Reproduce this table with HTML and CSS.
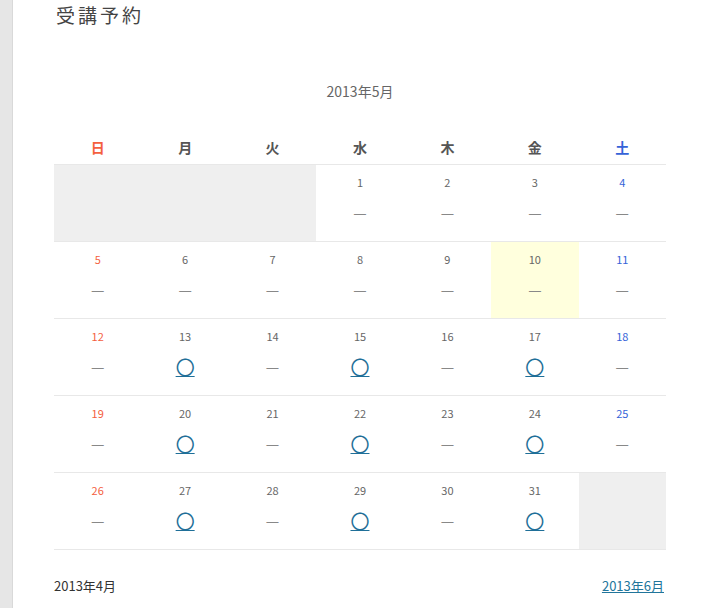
FILE: index.html
```html
<!DOCTYPE html>
<html lang="ja">
<head>
<meta charset="utf-8">
<title>受講予約</title>
<link rel="stylesheet" href="styles.css">
</head>
<body>
<div class="sidebar"></div>
<main class="main">
  <h1 class="title">受講予約</h1>
  <div class="caption">2013年5月</div>
  <div class="cal">
    <div class="wd sun">日</div>
    <div class="wd">月</div>
    <div class="wd">火</div>
    <div class="wd">水</div>
    <div class="wd">木</div>
    <div class="wd">金</div>
    <div class="wd sat">土</div>

    <div class="day empty"></div>
    <div class="day empty"></div>
    <div class="day empty"></div>
    <div class="day"><div class="num">1</div><div class="mark">—</div></div>
    <div class="day"><div class="num">2</div><div class="mark">—</div></div>
    <div class="day"><div class="num">3</div><div class="mark">—</div></div>
    <div class="day sat"><div class="num">4</div><div class="mark">—</div></div>

    <div class="day sun"><div class="num">5</div><div class="mark">—</div></div>
    <div class="day"><div class="num">6</div><div class="mark">—</div></div>
    <div class="day"><div class="num">7</div><div class="mark">—</div></div>
    <div class="day"><div class="num">8</div><div class="mark">—</div></div>
    <div class="day"><div class="num">9</div><div class="mark">—</div></div>
    <div class="day today"><div class="num">10</div><div class="mark">—</div></div>
    <div class="day sat"><div class="num">11</div><div class="mark">—</div></div>

    <div class="day sun"><div class="num">12</div><div class="mark">—</div></div>
    <div class="day"><div class="num">13</div><div class="mark"><a class="ok" href="#">〇</a></div></div>
    <div class="day"><div class="num">14</div><div class="mark">—</div></div>
    <div class="day"><div class="num">15</div><div class="mark"><a class="ok" href="#">〇</a></div></div>
    <div class="day"><div class="num">16</div><div class="mark">—</div></div>
    <div class="day"><div class="num">17</div><div class="mark"><a class="ok" href="#">〇</a></div></div>
    <div class="day sat"><div class="num">18</div><div class="mark">—</div></div>

    <div class="day sun"><div class="num">19</div><div class="mark">—</div></div>
    <div class="day"><div class="num">20</div><div class="mark"><a class="ok" href="#">〇</a></div></div>
    <div class="day"><div class="num">21</div><div class="mark">—</div></div>
    <div class="day"><div class="num">22</div><div class="mark"><a class="ok" href="#">〇</a></div></div>
    <div class="day"><div class="num">23</div><div class="mark">—</div></div>
    <div class="day"><div class="num">24</div><div class="mark"><a class="ok" href="#">〇</a></div></div>
    <div class="day sat"><div class="num">25</div><div class="mark">—</div></div>

    <div class="day sun"><div class="num">26</div><div class="mark">—</div></div>
    <div class="day"><div class="num">27</div><div class="mark"><a class="ok" href="#">〇</a></div></div>
    <div class="day"><div class="num">28</div><div class="mark">—</div></div>
    <div class="day"><div class="num">29</div><div class="mark"><a class="ok" href="#">〇</a></div></div>
    <div class="day"><div class="num">30</div><div class="mark">—</div></div>
    <div class="day"><div class="num">31</div><div class="mark"><a class="ok" href="#">〇</a></div></div>
    <div class="day empty"></div>
  </div>
  <div class="pager">
    <span class="prev">2013年4月</span>
    <a class="next" href="#">2013年6月</a>
  </div>
</main>
</body>
</html>
```

FILE: styles.css
```css
html, body {
  margin: 0;
  padding: 0;
  background: #fff;
}
body {
  display: flex;
  min-height: 608px;
  font-family: "Noto Sans CJK JP", "Noto Sans", sans-serif;
  color: #444;
}
.sidebar {
  width: 12px;
  background: #e6e6e6;
  border-right: 1px solid #d9d9d9;
  flex: none;
}
.main {
  width: 612px;
  padding: 0 42px 0 41px;
}
.title {
  margin: 0;
  padding-left: 2px;
  font-size: 19px;
  font-weight: normal;
  line-height: 30px;
  letter-spacing: 3px;
  color: #444;
}
.caption {
  margin-top: 51px;
  line-height: 20px;
  font-size: 14px;
  text-align: center;
  color: #666;
}
.cal {
  margin-top: 30px;
  display: grid;
  grid-template-columns: repeat(7, 1fr);
}
.wd {
  height: 32px;
  padding-bottom: 1px;
  border-bottom: 1px solid #e8e8e8;
  display: flex;
  align-items: center;
  justify-content: center;
  font-size: 14px;
  font-weight: bold;
  color: #555;
}
.day {
  height: 76px;
  border-bottom: 1px solid #e8e8e8;
  text-align: center;
  color: #666;
}
.day.empty {
  background: #efefef;
}
.day.today {
  background: #ffffdd;
}
.sun { color: #f4603e; }
.sat { color: #3563d8; }
.num {
  padding-top: 9px;
  font-size: 11px;
  line-height: 16px;
}
.mark {
  margin-top: 11px;
  line-height: 24px;
  font-size: 15px;
  color: #888;
}
.ok {
  font-size: 19px;
  color: #1f6f98;
  text-decoration: underline;
}
.pager {
  margin-top: 26px;
  display: flex;
  justify-content: space-between;
  line-height: 20px;
  font-size: 13px;
  color: #333;
  padding-right: 2px;
}
.next {
  color: #21759b;
  text-decoration: underline;
}
```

+ + + + + + +

- _What is being asked_:
Omit the pictures and give the material again, exactly and in full.

- _Full solution_:
Reproduce this table with HTML and CSS.
FILE: index.html
```html
<!DOCTYPE html>
<html lang="ja">
<head>
<meta charset="utf-8">
<title>受講予約</title>
<link rel="stylesheet" href="styles.css">
</head>
<body>
<div class="sidebar"></div>
<main class="main">
  <h1 class="title">受講予約</h1>
  <div class="caption">2013年5月</div>
  <div class="cal">
    <div class="wd sun">日</div>
    <div class="wd">月</div>
    <div class="wd">火</div>
    <div class="wd">水</div>
    <div class="wd">木</div>
    <div class="wd">金</div>
    <div class="wd sat">土</div>

    <div class="day empty"></div>
    <div class="day empty"></div>
    <div class="day empty"></div>
    <div class="day"><div class="num">1</div><div class="mark">—</div></div>
    <div class="day"><div class="num">2</div><div class="mark">—</div></div>
    <div class="day"><div class="num">3</div><div class="mark">—</div></div>
    <div class="day sat"><div class="num">4</div><div class="mark">—</div></div>

    <div class="day sun"><div class="num">5</div><div class="mark">—</div></div>
    <div class="day"><div class="num">6</div><div class="mark">—</div></div>
    <div class="day"><div class="num">7</div><div class="mark">—</div></div>
    <div class="day"><div class="num">8</div><div class="mark">—</div></div>
    <div class="day"><div class="num">9</div><div class="mark">—</div></div>
    <div class="day today"><div class="num">10</div><div class="mark">—</div></div>
    <div class="day sat"><div class="num">11</div><div class="mark">—</div></div>

    <div class="day sun"><div class="num">12</div><div class="mark">—</div></div>
    <div class="day"><div class="num">13</div><div class="mark"><a class="ok" href="#">〇</a></div></div>
    <div class="day"><div class="num">14</div><div class="mark">—</div></div>
    <div class="day"><div class="num">15</div><div class="mark"><a class="ok" href="#">〇</a></div></div>
    <div class="day"><div class="num">16</div><div class="mark">—</div></div>
    <div class="day"><div class="num">17</div><div class="mark"><a class="ok" href="#">〇</a></div></div>
    <div class="day sat"><div class="num">18</div><div class="mark">—</div></div>

    <div class="day sun"><div class="num">19</div><div class="mark">—</div></div>
    <div class="day"><div class="num">20</div><div class="mark"><a class="ok" href="#">〇</a></div></div>
    <div class="day"><div class="num">21</div><div class="mark">—</div></div>
    <div class="day"><div class="num">22</div><div class="mark"><a class="ok" href="#">〇</a></div></div>
    <div class="day"><div class="num">23</div><div class="mark">—</div></div>
    <div class="day"><div class="num">24</div><div class="mark"><a class="ok" href="#">〇</a></div></div>
    <div class="day sat"><div class="num">25</div><div class="mark">—</div></div>

    <div class="day sun"><div class="num">26</div><div class="mark">—</div></div>
    <div class="day"><div class="num">27</div><div class="mark"><a class="ok" href="#">〇</a></div></div>
    <div class="day"><div class="num">28</div><div class="mark">—</div></div>
    <div class="day"><div class="num">29</div><div class="mark"><a class="ok" href="#">〇</a></div></div>
    <div class="day"><div class="num">30</div><div class="mark">—</div></div>
    <div class="day"><div class="num">31</div><div class="mark"><a class="ok" href="#">〇</a></div></div>
    <div class="day empty"></div>
  </div>
  <div class="pager">
    <span class="prev">2013年4月</span>
    <a class="next" href="#">2013年6月</a>
  </div>
</main>
</body>
</html>
```

FILE: styles.css
```css
html, body {
  margin: 0;
  padding: 0;
  background: #fff;
}
body {
  display: flex;
  min-height: 608px;
  font-family: "Noto Sans CJK JP", "Noto Sans", sans-serif;
  color: #444;
}
.sidebar {
  width: 12px;
  background: #e6e6e6;
  border-right: 1px solid #d9d9d9;
  flex: none;
}
.main {
  width: 612px;
  padding: 0 42px 0 41px;
}
.title {
  margin: 0;
  padding-left: 2px;
  font-size: 19px;
  font-weight: normal;
  line-height: 30px;
  letter-spacing: 3px;
  color: #444;
}
.caption {
  margin-top: 51px;
  line-height: 20px;
  font-size: 14px;
  text-align: center;
  color: #666;
}
.cal {
  margin-top: 30px;
  display: grid;
  grid-template-columns: repeat(7, 1fr);
}
.wd {
  height: 32px;
  padding-bottom: 1px;
  border-bottom: 1px solid #e8e8e8;
  display: flex;
  align-items: center;
  justify-content: center;
  font-size: 14px;
  font-weight: bold;
  color: #555;
}
.day {
  height: 76px;
  border-bottom: 1px solid #e8e8e8;
  text-align: center;
  color: #666;
}
.day.empty {
  background: #efefef;
}
.day.today {
  background: #ffffdd;
}
.sun { color: #f4603e; }
.sat { color: #3563d8; }
.num {
  padding-top: 9px;
  font-size: 11px;
  line-height: 16px;
}
.mark {
  margin-top: 11px;
  line-height: 24px;
  font-size: 15px;
  color: #888;
}
.ok {
  font-size: 19px;
  color: #1f6f98;
  text-decoration: underline;
}
.pager {
  margin-top: 26px;
  display: flex;
  justify-content: space-between;
  line-height: 20px;
  font-size: 13px;
  color: #333;
  padding-right: 2px;
}
.next {
  color: #21759b;
  text-decoration: underline;
}
```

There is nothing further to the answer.